Superb sling made out of cabuya fiber and camelid fiber accents. The long fiber banded cord is woven in thick strands in a dark brown, and beige with a center separating support for holding a stone. The user could hurl large stones with a vicious bone breaking force by spinning the sling around the head and quickly releasing it.
The Chancay were a pre-Columbian archaeological civilization which developed between the valleys of Fortaleza, Pativilca, Supe, Huaura, Chancay, Chillón, Rimac and Lurin, on the central coast of Peru from c. 1000AD-1470AD. The major artistic achievement for which the Chancay are know is their mastery of textiles. Textiles were an essential form of symbolism to convey meaning, status, gender, wealth, and spirituality. Chancay weavers specialized particularly in delicate gauze work. They used an array of colours including yellows, browns, scarlet, white, blues and greens. In type of fabric used include llama wool, cotton, chiffon and feathers. The typically geometric designs also included drawings of plants, animals such as fish, cats, birds, monkey and dogs, as well as human figures. Canvases or gauzes were used primarily for religious and magical purposes. They were made for covering the head of the dead in the form of headdresses. In keeping with their burial customs, members of the Chancay society wrapped the corpses of their dead in many layers of cloth and buried them deep in the ground along with various goods.
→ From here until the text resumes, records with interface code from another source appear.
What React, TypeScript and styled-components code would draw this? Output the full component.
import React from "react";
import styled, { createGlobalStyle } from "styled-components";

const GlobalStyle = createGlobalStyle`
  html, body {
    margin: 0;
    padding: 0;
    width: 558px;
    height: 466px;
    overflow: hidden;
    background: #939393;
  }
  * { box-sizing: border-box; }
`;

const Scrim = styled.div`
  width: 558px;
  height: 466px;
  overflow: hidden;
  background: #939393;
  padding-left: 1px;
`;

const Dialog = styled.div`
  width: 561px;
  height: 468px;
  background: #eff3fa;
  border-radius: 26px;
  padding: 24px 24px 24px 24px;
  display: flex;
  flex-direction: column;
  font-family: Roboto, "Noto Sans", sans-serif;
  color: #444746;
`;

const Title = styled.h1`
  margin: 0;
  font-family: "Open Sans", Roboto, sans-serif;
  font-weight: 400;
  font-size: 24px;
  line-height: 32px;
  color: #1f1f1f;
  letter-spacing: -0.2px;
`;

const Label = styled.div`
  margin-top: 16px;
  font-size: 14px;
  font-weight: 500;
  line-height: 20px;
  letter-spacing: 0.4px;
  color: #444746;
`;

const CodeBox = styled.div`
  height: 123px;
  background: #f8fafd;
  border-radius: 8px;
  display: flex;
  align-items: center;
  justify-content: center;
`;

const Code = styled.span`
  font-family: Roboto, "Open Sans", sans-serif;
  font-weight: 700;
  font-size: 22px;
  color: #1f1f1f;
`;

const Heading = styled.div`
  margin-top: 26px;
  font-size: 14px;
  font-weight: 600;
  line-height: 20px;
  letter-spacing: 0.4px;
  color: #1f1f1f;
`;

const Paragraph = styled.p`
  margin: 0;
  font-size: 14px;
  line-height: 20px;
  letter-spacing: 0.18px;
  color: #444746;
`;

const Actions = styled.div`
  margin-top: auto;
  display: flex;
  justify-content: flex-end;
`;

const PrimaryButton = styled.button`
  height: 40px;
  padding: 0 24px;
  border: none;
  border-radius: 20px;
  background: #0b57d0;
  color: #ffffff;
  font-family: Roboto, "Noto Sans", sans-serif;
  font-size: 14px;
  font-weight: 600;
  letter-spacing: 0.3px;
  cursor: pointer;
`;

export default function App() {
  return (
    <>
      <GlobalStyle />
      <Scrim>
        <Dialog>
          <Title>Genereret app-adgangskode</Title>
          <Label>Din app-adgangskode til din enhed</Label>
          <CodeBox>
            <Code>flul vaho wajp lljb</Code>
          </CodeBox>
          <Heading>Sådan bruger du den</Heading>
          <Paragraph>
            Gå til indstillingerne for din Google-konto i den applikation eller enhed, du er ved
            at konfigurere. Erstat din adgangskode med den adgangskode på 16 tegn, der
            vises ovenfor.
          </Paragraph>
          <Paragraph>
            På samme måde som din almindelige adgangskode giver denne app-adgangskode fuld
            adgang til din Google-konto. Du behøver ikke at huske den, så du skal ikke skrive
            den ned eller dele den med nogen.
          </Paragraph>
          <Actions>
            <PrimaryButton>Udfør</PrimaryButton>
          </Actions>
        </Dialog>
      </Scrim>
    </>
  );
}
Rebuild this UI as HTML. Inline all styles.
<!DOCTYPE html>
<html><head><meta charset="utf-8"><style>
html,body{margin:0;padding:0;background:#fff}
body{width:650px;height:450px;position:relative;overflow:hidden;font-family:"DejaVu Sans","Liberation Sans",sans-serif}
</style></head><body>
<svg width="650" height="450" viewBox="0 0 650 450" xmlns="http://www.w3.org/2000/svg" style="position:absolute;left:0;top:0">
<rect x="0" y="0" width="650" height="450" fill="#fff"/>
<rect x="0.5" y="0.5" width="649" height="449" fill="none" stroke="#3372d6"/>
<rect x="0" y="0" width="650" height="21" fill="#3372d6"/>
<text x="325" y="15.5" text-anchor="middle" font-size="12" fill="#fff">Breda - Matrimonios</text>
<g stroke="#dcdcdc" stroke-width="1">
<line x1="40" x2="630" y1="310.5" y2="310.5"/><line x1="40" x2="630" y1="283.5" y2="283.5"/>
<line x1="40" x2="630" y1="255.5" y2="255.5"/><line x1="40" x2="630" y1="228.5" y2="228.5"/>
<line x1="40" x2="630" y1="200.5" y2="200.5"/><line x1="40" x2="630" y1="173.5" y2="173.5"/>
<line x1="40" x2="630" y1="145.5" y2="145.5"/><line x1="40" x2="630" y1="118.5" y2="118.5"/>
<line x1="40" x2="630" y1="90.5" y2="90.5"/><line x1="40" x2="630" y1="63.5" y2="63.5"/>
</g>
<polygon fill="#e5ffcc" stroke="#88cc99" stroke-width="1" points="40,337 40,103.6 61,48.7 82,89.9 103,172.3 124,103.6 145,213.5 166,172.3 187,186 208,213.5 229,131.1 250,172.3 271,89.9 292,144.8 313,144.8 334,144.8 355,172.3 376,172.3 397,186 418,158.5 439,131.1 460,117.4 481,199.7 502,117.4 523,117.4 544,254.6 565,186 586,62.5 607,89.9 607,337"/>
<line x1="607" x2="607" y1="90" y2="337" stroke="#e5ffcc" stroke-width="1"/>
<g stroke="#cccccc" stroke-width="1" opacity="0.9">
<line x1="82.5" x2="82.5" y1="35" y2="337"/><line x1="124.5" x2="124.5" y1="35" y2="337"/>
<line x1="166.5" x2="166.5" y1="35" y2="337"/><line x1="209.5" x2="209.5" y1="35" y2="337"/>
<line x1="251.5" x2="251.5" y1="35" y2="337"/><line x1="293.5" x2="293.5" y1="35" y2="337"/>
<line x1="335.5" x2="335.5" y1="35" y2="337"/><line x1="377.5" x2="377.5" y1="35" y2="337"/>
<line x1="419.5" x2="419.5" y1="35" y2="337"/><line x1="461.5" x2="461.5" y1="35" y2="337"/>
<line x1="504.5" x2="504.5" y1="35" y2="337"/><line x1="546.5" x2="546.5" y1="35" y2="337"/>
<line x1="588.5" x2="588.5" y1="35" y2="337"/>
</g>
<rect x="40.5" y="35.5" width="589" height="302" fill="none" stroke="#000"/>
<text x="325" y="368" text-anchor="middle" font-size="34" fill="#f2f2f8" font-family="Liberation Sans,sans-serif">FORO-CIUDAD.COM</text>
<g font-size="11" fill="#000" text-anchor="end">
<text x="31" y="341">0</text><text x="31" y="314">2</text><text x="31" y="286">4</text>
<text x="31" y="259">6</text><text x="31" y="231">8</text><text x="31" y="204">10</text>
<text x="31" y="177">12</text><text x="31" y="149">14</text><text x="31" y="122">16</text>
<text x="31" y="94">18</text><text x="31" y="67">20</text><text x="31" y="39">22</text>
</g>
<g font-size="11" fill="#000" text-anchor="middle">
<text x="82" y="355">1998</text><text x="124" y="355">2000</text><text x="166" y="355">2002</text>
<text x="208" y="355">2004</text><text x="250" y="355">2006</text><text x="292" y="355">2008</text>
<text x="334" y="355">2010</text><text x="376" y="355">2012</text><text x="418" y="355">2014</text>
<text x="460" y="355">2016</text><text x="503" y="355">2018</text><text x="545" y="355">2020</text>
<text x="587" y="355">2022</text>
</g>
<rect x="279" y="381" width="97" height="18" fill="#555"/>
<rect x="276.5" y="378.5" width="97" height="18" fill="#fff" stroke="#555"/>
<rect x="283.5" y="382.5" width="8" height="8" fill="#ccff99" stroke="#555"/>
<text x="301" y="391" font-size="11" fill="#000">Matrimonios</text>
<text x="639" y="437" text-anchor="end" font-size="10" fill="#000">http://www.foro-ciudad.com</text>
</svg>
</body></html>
Good condition. Age-related wear, loose threads and fraying. Rich earthen deposits. The ends lack the finger loop. Size approx. 130,0cm x 2,0cm x 0,5cm.
Provenance: Former collection of the archaeologist Ferdinand Anton, Germany, combined between 1950 and 1965. Ferdinand Anton was born in 1929 in Munich, Germany. He made a living by writing richly illustrated books about the art objects and religious rituals of Pre-Columbian cultures: the Aztecs, the Maya, and Andean peoples of South America. He was an explorer who flew to South America and Mexico, and hiked to remote shrines where few Westerners had set foot. He wrote more than forty books.
For a similar examples see:
Sling, The Metropolitan Museum of Art, New York, Accession Number: 1994.35.103 (https://www.metmuseum.org/art/collection/search/316928)
Sling, Princeton University Art Museum, Accession number: 1995-376 (https://artmuseum.princeton.edu/collections/objects/4624)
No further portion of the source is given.